[Data listing]
start

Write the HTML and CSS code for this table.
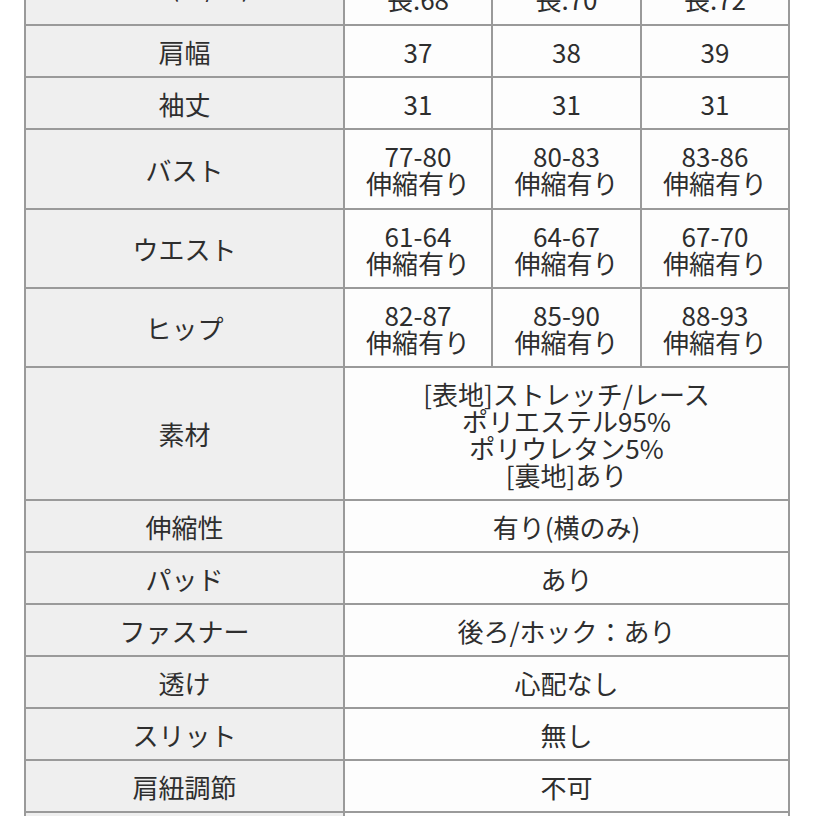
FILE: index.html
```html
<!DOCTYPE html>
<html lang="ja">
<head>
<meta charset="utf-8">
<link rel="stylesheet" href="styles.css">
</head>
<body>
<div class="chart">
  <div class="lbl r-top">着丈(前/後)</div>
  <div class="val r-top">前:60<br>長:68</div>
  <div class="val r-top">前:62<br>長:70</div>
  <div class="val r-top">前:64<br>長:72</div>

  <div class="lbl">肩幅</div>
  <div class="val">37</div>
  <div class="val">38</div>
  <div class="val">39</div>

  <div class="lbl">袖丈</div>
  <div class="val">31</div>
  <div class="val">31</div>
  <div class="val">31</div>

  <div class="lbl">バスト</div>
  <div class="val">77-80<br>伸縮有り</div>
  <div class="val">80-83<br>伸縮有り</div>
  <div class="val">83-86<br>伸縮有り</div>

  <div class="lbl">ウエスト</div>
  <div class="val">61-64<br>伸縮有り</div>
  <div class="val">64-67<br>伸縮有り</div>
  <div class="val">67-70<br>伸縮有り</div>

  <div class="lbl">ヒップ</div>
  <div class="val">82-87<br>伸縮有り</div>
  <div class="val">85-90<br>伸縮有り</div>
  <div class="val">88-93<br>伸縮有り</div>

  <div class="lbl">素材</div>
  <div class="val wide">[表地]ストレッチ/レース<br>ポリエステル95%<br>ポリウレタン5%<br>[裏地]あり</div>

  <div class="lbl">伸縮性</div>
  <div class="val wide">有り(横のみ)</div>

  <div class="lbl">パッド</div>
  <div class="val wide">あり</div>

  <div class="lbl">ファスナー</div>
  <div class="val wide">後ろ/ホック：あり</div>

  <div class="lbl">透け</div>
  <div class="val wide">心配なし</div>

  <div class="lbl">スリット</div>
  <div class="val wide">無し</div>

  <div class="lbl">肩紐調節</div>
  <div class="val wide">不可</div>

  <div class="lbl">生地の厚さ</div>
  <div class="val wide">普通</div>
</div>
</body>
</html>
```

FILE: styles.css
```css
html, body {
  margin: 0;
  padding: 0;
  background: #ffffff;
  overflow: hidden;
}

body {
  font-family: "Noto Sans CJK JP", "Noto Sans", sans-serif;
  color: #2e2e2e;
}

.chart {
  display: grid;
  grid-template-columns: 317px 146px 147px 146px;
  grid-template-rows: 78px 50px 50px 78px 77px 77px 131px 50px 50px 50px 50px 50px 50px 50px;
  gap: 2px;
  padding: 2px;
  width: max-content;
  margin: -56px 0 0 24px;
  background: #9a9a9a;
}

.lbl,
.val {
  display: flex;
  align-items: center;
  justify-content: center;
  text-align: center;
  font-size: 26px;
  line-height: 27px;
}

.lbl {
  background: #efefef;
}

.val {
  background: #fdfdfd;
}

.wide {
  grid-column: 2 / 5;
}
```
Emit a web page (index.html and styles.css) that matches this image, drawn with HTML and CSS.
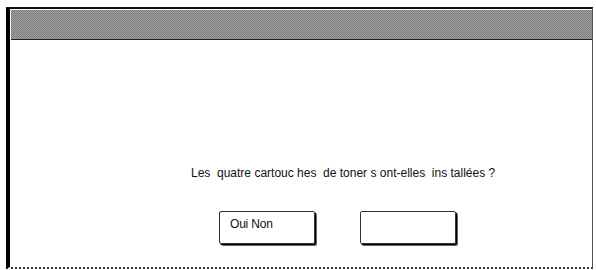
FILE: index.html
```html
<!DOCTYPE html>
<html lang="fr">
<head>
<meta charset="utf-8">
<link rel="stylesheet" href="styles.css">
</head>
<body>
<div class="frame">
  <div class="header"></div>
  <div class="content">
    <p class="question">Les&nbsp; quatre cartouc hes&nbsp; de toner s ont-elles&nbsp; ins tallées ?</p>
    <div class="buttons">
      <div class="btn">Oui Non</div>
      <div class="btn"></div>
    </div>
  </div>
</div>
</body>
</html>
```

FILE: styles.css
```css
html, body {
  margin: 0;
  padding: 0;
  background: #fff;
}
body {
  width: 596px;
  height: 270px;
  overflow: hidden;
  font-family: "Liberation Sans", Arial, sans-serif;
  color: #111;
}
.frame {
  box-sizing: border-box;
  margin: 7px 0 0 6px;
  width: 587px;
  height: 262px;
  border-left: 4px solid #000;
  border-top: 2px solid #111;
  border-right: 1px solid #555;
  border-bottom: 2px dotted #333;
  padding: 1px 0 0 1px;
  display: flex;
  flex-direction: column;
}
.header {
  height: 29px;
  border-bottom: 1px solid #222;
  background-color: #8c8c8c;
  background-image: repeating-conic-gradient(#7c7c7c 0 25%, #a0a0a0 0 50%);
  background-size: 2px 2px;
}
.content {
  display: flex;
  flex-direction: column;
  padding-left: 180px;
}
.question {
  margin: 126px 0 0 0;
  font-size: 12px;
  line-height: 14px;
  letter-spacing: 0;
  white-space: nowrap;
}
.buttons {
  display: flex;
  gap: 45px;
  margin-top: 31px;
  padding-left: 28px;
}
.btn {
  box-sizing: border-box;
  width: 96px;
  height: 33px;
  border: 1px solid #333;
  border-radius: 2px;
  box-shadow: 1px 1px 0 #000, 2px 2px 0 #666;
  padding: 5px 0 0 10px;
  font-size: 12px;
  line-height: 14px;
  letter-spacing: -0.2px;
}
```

end

Restate the whole of the material word for word without the pictures.

Write the HTML and CSS code for this table.
FILE: index.html
```html
<!DOCTYPE html>
<html lang="ja">
<head>
<meta charset="utf-8">
<link rel="stylesheet" href="styles.css">
</head>
<body>
<div class="chart">
  <div class="lbl r-top">着丈(前/後)</div>
  <div class="val r-top">前:60<br>長:68</div>
  <div class="val r-top">前:62<br>長:70</div>
  <div class="val r-top">前:64<br>長:72</div>

  <div class="lbl">肩幅</div>
  <div class="val">37</div>
  <div class="val">38</div>
  <div class="val">39</div>

  <div class="lbl">袖丈</div>
  <div class="val">31</div>
  <div class="val">31</div>
  <div class="val">31</div>

  <div class="lbl">バスト</div>
  <div class="val">77-80<br>伸縮有り</div>
  <div class="val">80-83<br>伸縮有り</div>
  <div class="val">83-86<br>伸縮有り</div>

  <div class="lbl">ウエスト</div>
  <div class="val">61-64<br>伸縮有り</div>
  <div class="val">64-67<br>伸縮有り</div>
  <div class="val">67-70<br>伸縮有り</div>

  <div class="lbl">ヒップ</div>
  <div class="val">82-87<br>伸縮有り</div>
  <div class="val">85-90<br>伸縮有り</div>
  <div class="val">88-93<br>伸縮有り</div>

  <div class="lbl">素材</div>
  <div class="val wide">[表地]ストレッチ/レース<br>ポリエステル95%<br>ポリウレタン5%<br>[裏地]あり</div>

  <div class="lbl">伸縮性</div>
  <div class="val wide">有り(横のみ)</div>

  <div class="lbl">パッド</div>
  <div class="val wide">あり</div>

  <div class="lbl">ファスナー</div>
  <div class="val wide">後ろ/ホック：あり</div>

  <div class="lbl">透け</div>
  <div class="val wide">心配なし</div>

  <div class="lbl">スリット</div>
  <div class="val wide">無し</div>

  <div class="lbl">肩紐調節</div>
  <div class="val wide">不可</div>

  <div class="lbl">生地の厚さ</div>
  <div class="val wide">普通</div>
</div>
</body>
</html>
```

FILE: styles.css
```css
html, body {
  margin: 0;
  padding: 0;
  background: #ffffff;
  overflow: hidden;
}

body {
  font-family: "Noto Sans CJK JP", "Noto Sans", sans-serif;
  color: #2e2e2e;
}

.chart {
  display: grid;
  grid-template-columns: 317px 146px 147px 146px;
  grid-template-rows: 78px 50px 50px 78px 77px 77px 131px 50px 50px 50px 50px 50px 50px 50px;
  gap: 2px;
  padding: 2px;
  width: max-content;
  margin: -56px 0 0 24px;
  background: #9a9a9a;
}

.lbl,
.val {
  display: flex;
  align-items: center;
  justify-content: center;
  text-align: center;
  font-size: 26px;
  line-height: 27px;
}

.lbl {
  background: #efefef;
}

.val {
  background: #fdfdfd;
}

.wide {
  grid-column: 2 / 5;
}
```
Emit a web page (index.html and styles.css) that matches this image, drawn with HTML and CSS.
FILE: index.html
```html
<!DOCTYPE html>
<html lang="fr">
<head>
<meta charset="utf-8">
<link rel="stylesheet" href="styles.css">
</head>
<body>
<div class="frame">
  <div class="header"></div>
  <div class="content">
    <p class="question">Les&nbsp; quatre cartouc hes&nbsp; de toner s ont-elles&nbsp; ins tallées ?</p>
    <div class="buttons">
      <div class="btn">Oui Non</div>
      <div class="btn"></div>
    </div>
  </div>
</div>
</body>
</html>
```

FILE: styles.css
```css
html, body {
  margin: 0;
  padding: 0;
  background: #fff;
}
body {
  width: 596px;
  height: 270px;
  overflow: hidden;
  font-family: "Liberation Sans", Arial, sans-serif;
  color: #111;
}
.frame {
  box-sizing: border-box;
  margin: 7px 0 0 6px;
  width: 587px;
  height: 262px;
  border-left: 4px solid #000;
  border-top: 2px solid #111;
  border-right: 1px solid #555;
  border-bottom: 2px dotted #333;
  padding: 1px 0 0 1px;
  display: flex;
  flex-direction: column;
}
.header {
  height: 29px;
  border-bottom: 1px solid #222;
  background-color: #8c8c8c;
  background-image: repeating-conic-gradient(#7c7c7c 0 25%, #a0a0a0 0 50%);
  background-size: 2px 2px;
}
.content {
  display: flex;
  flex-direction: column;
  padding-left: 180px;
}
.question {
  margin: 126px 0 0 0;
  font-size: 12px;
  line-height: 14px;
  letter-spacing: 0;
  white-space: nowrap;
}
.buttons {
  display: flex;
  gap: 45px;
  margin-top: 31px;
  padding-left: 28px;
}
.btn {
  box-sizing: border-box;
  width: 96px;
  height: 33px;
  border: 1px solid #333;
  border-radius: 2px;
  box-shadow: 1px 1px 0 #000, 2px 2px 0 #666;
  padding: 5px 0 0 10px;
  font-size: 12px;
  line-height: 14px;
  letter-spacing: -0.2px;
}
```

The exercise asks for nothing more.